Ce constat désabusé ne veut pas dire que la France ne doit pas s’inspirer du Canada. Consensus, concertation, adaptation sont des mots d’ordre dont on ne pourra pas faire l’économie un jour ou l’autre. Les États Généraux – façon Ancien Régime – pourraient être ce cadre. Les derniers n’ont pas évité la Révolution parce qu’il sont venus trop tard. Aujourd’hui ils permettraient à tous les acteurs de s’écouter, de se parler, de se comprendre et de décider quel pays ils veulent construire.

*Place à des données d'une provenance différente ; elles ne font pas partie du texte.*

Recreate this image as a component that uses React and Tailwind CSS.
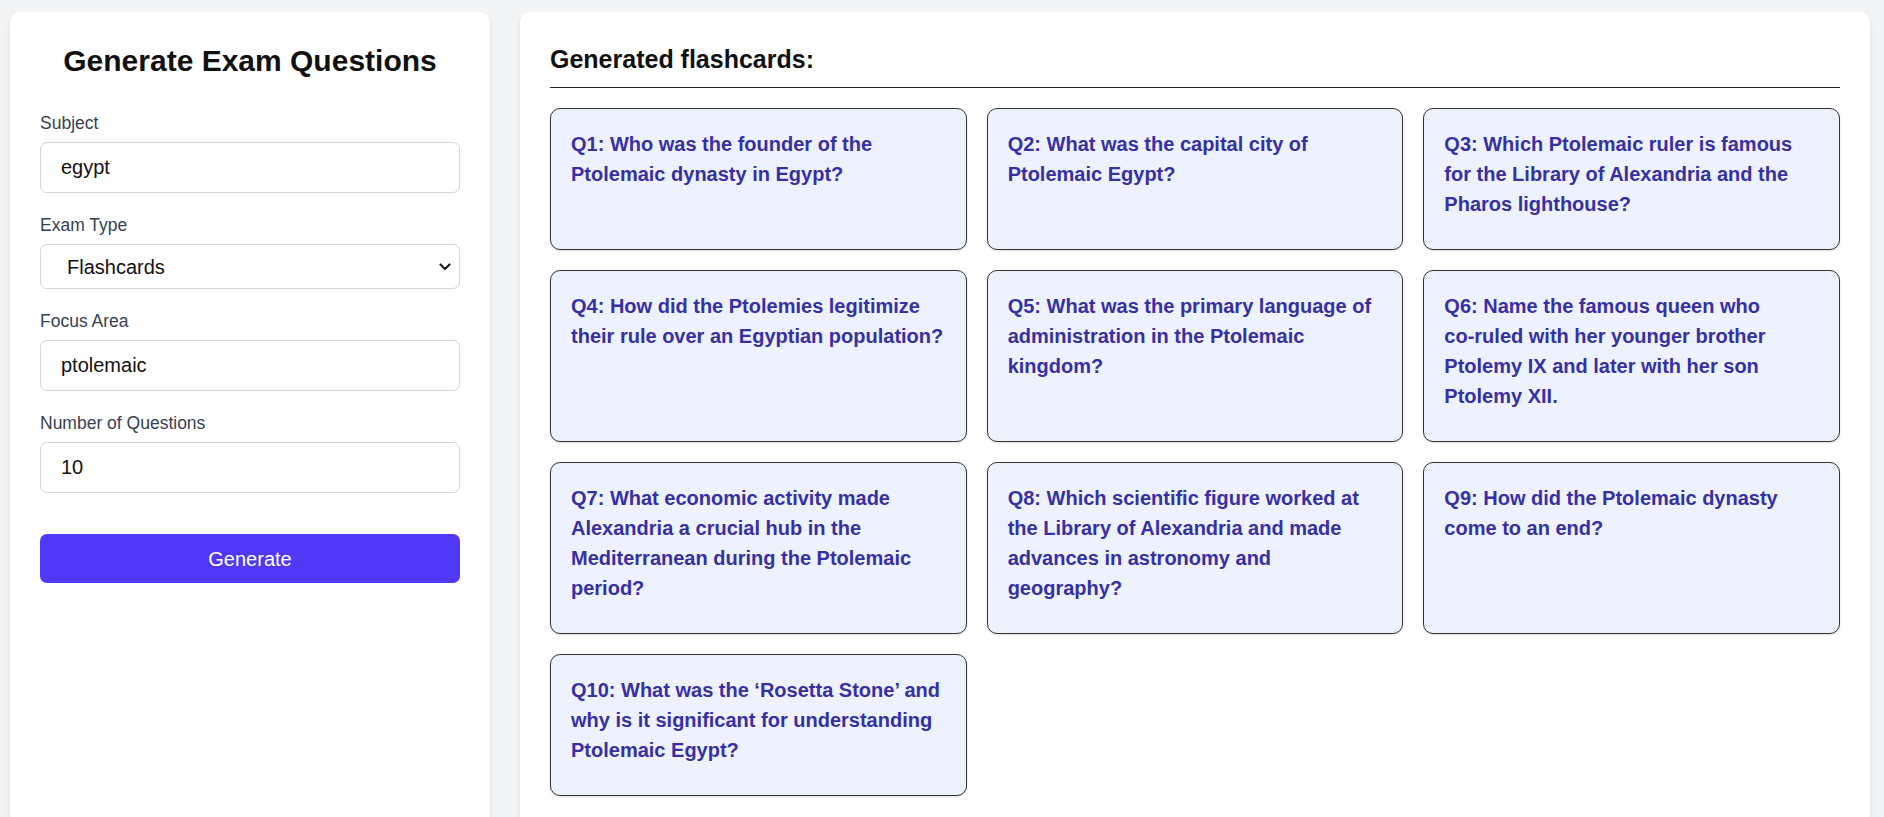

Si cette rencontre, si ce débat n’a pas lieu, jamais les sacrifices ne seront acceptés ; les plus forts maintiendront leur pouvoir jusqu’au moment où la pression des plus faibles – mais de plus en plus nombreux – fera éclater la marmite.
J’ai la conviction que c’est la façon que l’on a, en France, depuis toujours, de reculer pour que tout saute : Révolution, Répression, Restauration c’est notre devise.

Écrit par : Daniel | 18/01/2008

Eh bien, je crois moi qu'en dépit de ses travers, il y a une vraie volonté chez Sarkozy de reprendre le sujet sur un mode qui ne soit pas celui de l'homéopathie à la Rocard. Rien de tel de ce point de vue pour surmonter les résistances administratives que de jouer sur l'intérêt qu'il y aurait à travailler plus efficacement en étant moins nombreux mais mieux payés : cela marche déjà pour les heures supplémentaires dans le monde enseignant.

Le Canada, pas si proche ? Peut-être, il y a plus de culture économique et moins de violence chez nos cousins, mieux civilisés que nous, du Nouveau Monde. Mais voyez les Etats-Unis et l'exemple remarquable, sous l'égide d'Al Gore à l'époque (1993-94), du national Partnership for Reinventing Governement. Concertation, ténacité, méthode, communication appropriée : les ingrédients qui marchent apparaissent comme des invariants quel que soit le pays retenu. Regardez aussi l'Italie : Bassani a fait là-bas un boulot remarquable avec les syndicats ! Quand on a une idée un tant soit peu concrète de l'administration italienne, ça laisse tout de même songeur...

Pour une approche pessimiste persistante, il reste la thèse qu'exposent Delpla et Wyplosz dans "La fin des privilèges". Pour eux, on ne pourrait en France ni passer en force, ni mettre sur pied un compromis social global en l'absence de coopération entre les partenaires sociaux. Seule option envisageable : racheter les rentes en échange de grandes réformes, ce qui a un coût élevé mais se révèle payant sur la durée à cause des moteurs économiques que l'on libérerait ainsi sur tous les grands sujets (commerce, fonction publique, universités et recherche, subventions agricoles, etc).

Allons, ce n'est pas perdu ! et, de toutes façons, c'est inévitable. Sur ces sujets, il faudra aussi regarder avec attention ce qui sera mis en oeuvre des recommandations, souvent judicieuses, faites par la Commission Attali. J'espère que nous aurons contribué à faire mûrir les esprits. Après tout, l'un des enseignements de l'expérience canadienne, c'est qu'il faut beaucoup échouer et beaucoup communiquer pour avoir une chance un jour de créer une configuration favorable.